Have you had a mentor and who was it? 
I was lucky enough to have Ethan Canin as a mentor. I’d read his work a few years before I went to Iowa and had the great fortune to study with him. He’s a terrific writer, of course, but even more, he’s a great, generous teacher. All but two of the stories in The Book of Life, were ones that he read in their earliest versions. The best gift he gave me, though, was confidence. The writing life is filled with so much doubt—every decision, every paragraph—and to know that a writer I admired thought I was doing something right meant a great deal to me.

If you dabble in any other non-literary forms of expression, what do you do and how does it inform your work? 
I play music. When I was young, I played in bands. But now, I just play alone—guitar, banjo—mostly with the doors closed, mostly on my couch, alone. Like a lot of people who take up the guitar in their early teens, I had the rock star dream, but I’ve let it go. Now it relaxes me. It’s the perfect antidote to a long, difficult day of writing. The guitar doesn’t know if you’ve slacked off on your novel, or if all you’ve done is rewrite the same few sentences over and over.

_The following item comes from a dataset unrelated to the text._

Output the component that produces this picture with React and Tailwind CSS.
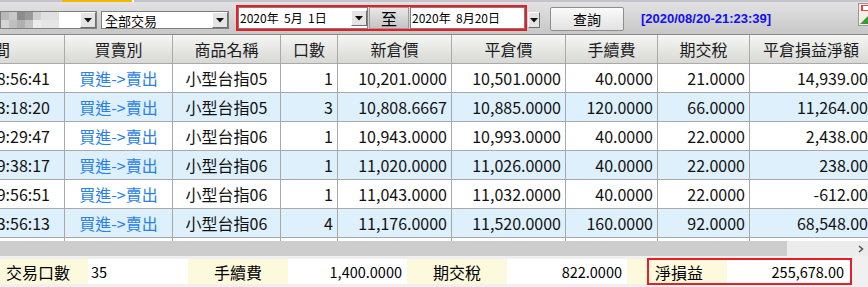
import React from 'react';

const cjk = "font-['Noto_Sans_CJK_TC','Noto_Sans',sans-serif]";

const rows = [
  { time: '2020/05/04 08:56:41', prod: '小型台指05', qty: '1', open: '10,201.0000', close: '10,501.0000', fee: '40.0000', tax: '21.0000', pl: '14,939.00' },
  { time: '2020/05/11 13:18:20', prod: '小型台指05', qty: '3', open: '10,808.6667', close: '10,885.0000', fee: '120.0000', tax: '66.0000', pl: '11,264.00' },
  { time: '2020/05/25 09:29:47', prod: '小型台指06', qty: '1', open: '10,943.0000', close: '10,993.0000', fee: '40.0000', tax: '22.0000', pl: '2,438.00' },
  { time: '2020/05/29 09:38:17', prod: '小型台指06', qty: '1', open: '11,020.0000', close: '11,026.0000', fee: '40.0000', tax: '22.0000', pl: '238.00' },
  { time: '2020/06/02 09:56:51', prod: '小型台指06', qty: '1', open: '11,043.0000', close: '11,032.0000', fee: '40.0000', tax: '22.0000', pl: '-612.00' },
  { time: '2020/06/17 13:56:13', prod: '小型台指06', qty: '4', open: '11,176.0000', close: '11,520.0000', fee: '160.0000', tax: '92.0000', pl: '68,548.00' },
];

// column widths incl. right border line
const W = ['w-[65px]', 'w-[108px]', 'w-[108px]', 'w-[57px]', 'w-[114px]', 'w-[114px]', 'w-[92px]', 'w-[92px]', 'w-[122px]'];

const DropBtn = ({ className = '' }) => (
  <div className={`flex items-center justify-center bg-[#e4e4e4] border border-t-white border-l-white border-b-[#6e6e6e] border-r-[#6e6e6e] ${className}`}>
    <svg width="8" height="5" viewBox="0 0 8 5"><path d="M0 0h8L4 4.5z" fill="#111" /></svg>
  </div>
);

const Censor = () => (
  <svg width="58" height="16" viewBox="0 0 58 16" className="shrink-0">
    <rect x="0" y="0" width="58" height="16" fill="#e6e6e6" />
    <rect x="0" y="0" width="8" height="8" fill="#b8b8b8" />
    <rect x="8" y="0" width="8" height="8" fill="#c8c8c8" />
    <rect x="16" y="0" width="8" height="8" fill="#8c8c8c" />
    <rect x="24" y="0" width="8" height="8" fill="#9a9a9a" />
    <rect x="32" y="0" width="8" height="8" fill="#d0d0d0" />
    <rect x="40" y="0" width="18" height="8" fill="#e0e0e0" />
    <rect x="0" y="8" width="8" height="8" fill="#d4d4d4" />
    <rect x="8" y="8" width="8" height="8" fill="#c0c0c0" />
    <rect x="16" y="8" width="8" height="8" fill="#b0b0b0" />
    <rect x="24" y="8" width="8" height="8" fill="#c4c4c4" />
    <rect x="32" y="8" width="8" height="8" fill="#ececec" />
  </svg>
);

const Cell = ({ i, children, align = 'end', className = '' }) => (
  <div className={`${W[i]} shrink-0 h-full flex items-center border-r border-[#a9a9a9] ${align === 'center' ? 'justify-center' : 'justify-end pr-[4px]'} ${className}`}>
    {children}
  </div>
);

export default function App() {
  return (
    <div className={`w-[868px] h-[287px] overflow-hidden bg-[#f0f0f0] ${cjk}`}>
      {/* toolbar */}
      <div className="h-[35px] border-b border-[#8a8a8a] bg-gradient-to-b from-[#e4e4e6] to-[#c7c7c7] flex flex-col">
        <div className="h-[2px] flex bg-[#c4c4cc]">
          <div className="w-[62px]" />
          <div className="w-[70px] bg-[#f2b705]" />
          <div className="w-[2px] bg-white" />
        </div>
        <div className="relative flex items-start">
          {/* combo 1 */}
          <div className="mt-[9px] w-[97px] h-[18px] bg-white border border-[#7f7f7f] flex items-center">
            <Censor />
            <div className="flex-1" />
            <DropBtn className="w-[16px] h-[16px]" />
          </div>
          {/* combo 2 */}
          <div className="mt-[9px] ml-[4px] w-[128px] h-[18px] bg-white border border-[#7f7f7f] flex items-center">
            <span className="pl-[3px] text-[13px] leading-none text-black">全部交易</span>
            <div className="flex-1" />
            <DropBtn className="w-[16px] h-[16px]" />
          </div>
          {/* date range */}
          <div className="mt-[3px] ml-[7px] w-[291px] h-[26px] border-2 border-[#ec1c24] flex items-center">
            <div className="w-[130px] h-full bg-white border border-[#7f7f7f] flex items-center">
              <span className="pl-[1px] text-[12px] leading-none text-black whitespace-pre">2020年  5月  1日</span>
              <div className="flex-1" />
              <DropBtn className="w-[16px] h-[16px]" />
            </div>
            <div className="ml-[1px] w-[40px] h-full bg-gradient-to-b from-[#e8e8e8] to-[#c4c4c4] border border-[#9a9a9a] flex items-center justify-center text-[16px] text-black">至</div>
            <div className="ml-[1px] flex-1 h-full bg-white border border-[#7f7f7f] flex items-center">
              <span className="pl-[1px] text-[12px] leading-none text-black whitespace-pre">2020年  8月20日</span>
            </div>
          </div>
          <DropBtn className="mt-[10px] ml-[1px] w-[12px] h-[16px]" />
          <div className="mt-[5px] ml-[10px] w-[74px] h-[24px] rounded-[2px] border border-[#8e8e8e] bg-gradient-to-b from-[#fbfbfb] to-[#e2e2e2] flex items-center justify-center text-[14px] text-black">查詢</div>
          <div className="mt-[8px] ml-[17px] font-['Liberation_Sans',sans-serif] font-bold text-[13px] text-[#1010f0] leading-[18px]">[2020/08/20-21:23:39]</div>
          <div className="ml-auto mt-[1px] w-[10px] h-[24px] overflow-hidden">
            <svg width="24" height="24" viewBox="0 0 24 24">
              <rect x="0.5" y="0.5" width="22" height="22" fill="#f3efe4" stroke="#9a9a9a" />
              <rect x="3" y="2" width="10" height="6" fill="#e04848" />
              <rect x="5" y="3" width="5" height="4" fill="#fff" />
              <path d="M2 21l8-8 8 8z" fill="#3a9a3a" />
            </svg>
          </div>
        </div>
      </div>

      {/* header */}
      <div className="h-[29px] flex border-b border-[#a9a9a9] bg-gradient-to-b from-[#f6f6f4] to-[#d8d8d4] text-[16px] text-[#1c1c24] overflow-hidden">
        <div className={`${W[0]} shrink-0 h-full flex items-center justify-end pr-[54px] border-r border-[#a9a9a9] overflow-hidden whitespace-nowrap`}>成交時間</div>
        <Cell i={1} align="center">買賣別</Cell>
        <Cell i={2} align="center">商品名稱</Cell>
        <Cell i={3} align="center">口數</Cell>
        <Cell i={4} align="center">新倉價</Cell>
        <Cell i={5} align="center">平倉價</Cell>
        <Cell i={6} align="center">手續費</Cell>
        <Cell i={7} align="center">期交稅</Cell>
        <Cell i={8} align="center" className="border-r-0">平倉損益淨額</Cell>
      </div>

      {/* rows */}
      {rows.map((r, k) => (
        <div key={k} className={`h-[29px] flex border-b border-[#a9a9a9] text-[16px] text-[#111] ${k % 2 ? 'bg-[#ddf0fb]' : 'bg-white'}`}>
          <div className={`${W[0]} shrink-0 h-full flex items-center justify-end pr-[14px] border-r border-[#a9a9a9] overflow-hidden whitespace-nowrap`}>{r.time}</div>
          <Cell i={1} align="center"><span className="text-[#2b7fe6]">買進-&gt;賣出</span></Cell>
          <Cell i={2} align="center">{r.prod}</Cell>
          <Cell i={3}>{r.qty}</Cell>
          <Cell i={4}>{r.open}</Cell>
          <Cell i={5}>{r.close}</Cell>
          <Cell i={6}>{r.fee}</Cell>
          <Cell i={7}>{r.tax}</Cell>
          <Cell i={8} className="border-r-0">{r.pl}</Cell>
        </div>
      ))}
      <div className="h-[3px] flex bg-white">
        {W.slice(0, 8).map((w, i) => (
          <div key={i} className={`${w} shrink-0 h-full border-r border-[#a9a9a9]`} />
        ))}
      </div>

      {/* horizontal scrollbar */}
      <div className="h-[15px] flex bg-[#ececec]">
        <div className="w-[787px] h-full bg-[#cdcdcd]" />
        <div className="flex-1 flex items-center justify-end pr-[4px]">
          <svg width="6" height="8" viewBox="0 0 6 8"><path d="M1 1l3.5 3L1 7" fill="none" stroke="#555" strokeWidth="1.6" /></svg>
        </div>
      </div>

      {/* summary */}
      <div className="h-[31px] pt-[3px] flex items-start text-black">
        <div className="w-[88px] h-[25px] bg-[#fdf9dc] flex items-center pl-[6px] text-[16px]">交易口數</div>
        <div className="w-[100px] h-[25px] bg-white flex items-center pl-[3px] text-[14.5px]">35</div>
        <div className="w-[100px] h-[25px] bg-[#fdf9dc] flex items-center justify-center text-[16px]">手續費</div>
        <div className="w-[119px] h-[25px] bg-white flex items-center justify-end pr-[5px] text-[14.5px]">1,400.0000</div>
        <div className="w-[100px] h-[25px] bg-[#fdf9dc] flex items-center justify-center text-[16px]">期交稅</div>
        <div className="w-[120px] h-[25px] bg-white flex items-center justify-end pr-[5px] text-[14.5px]">822.0000</div>
        <div className="w-[20px] h-[25px] bg-[#fdf9dc]" />
        <div className="w-[205px] h-[27px] -mt-[1px] border-2 border-[#ec1c24] flex">
          <div className="w-[78px] h-full bg-[#fdf9dc] flex items-center pl-[6px] text-[16px]">淨損益</div>
          <div className="flex-1 h-full bg-white flex items-center justify-end pr-[6px] text-[14.5px]">255,678.00</div>
        </div>
      </div>
    </div>
  );
}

Which story in your collection required the most drafts or posed the most technical problems? 
The fourth story in my collection, "Catherine and Henry," took me almost six years to finish. It was the last story I wrote before I went off to the Writers’ Workshop, and the very last story I worked on before we sent the book off to be printed. Part of the difficulty was that I was writing from two distinct points of view, and that I didn’t want those points of view to focus in on the same action. It took me a very long time to get the voice down for each character, and when I finally thought I’d gotten Catherine’s voice down, for instance, I’d realize that Henry’s voice seemed too stiff, or too relaxed. The ending also gave me fits. It’s a long story as it is, forty-something pages. But at the end, when the deadline kept getting near, I wrote very long versions of the story, drawing out every possible detail, refusing to make choices. In an odd way, letting the story go like that allowed me to go back and prune it down to where it is now.

What book or books made you want to become a writer? 
When I was young, I loved adventure stories—Huckleberry Finn, Tom Sawyer, Treasure Island, 20,000 Leagues Under the Sea, Charlie and the Chocolate Factory. And I had a great child-size version of The Count of Monte Cristo that I loved. It had a picture on every other page. I’m sure it was heavily sanitized, but I loved it. When I got older, there were certain books: Gatsby, Lolita, Franny and Zooey. Goodbye, Columbus was a big one. I remember reading Purple America at the beach my senior year in college, loving the language, and thinking that I needed to try to write. Wonder Boys had the same effect on me. It was a such a fun book, a book about loving books! By that point, I think, I was already trying to go for it.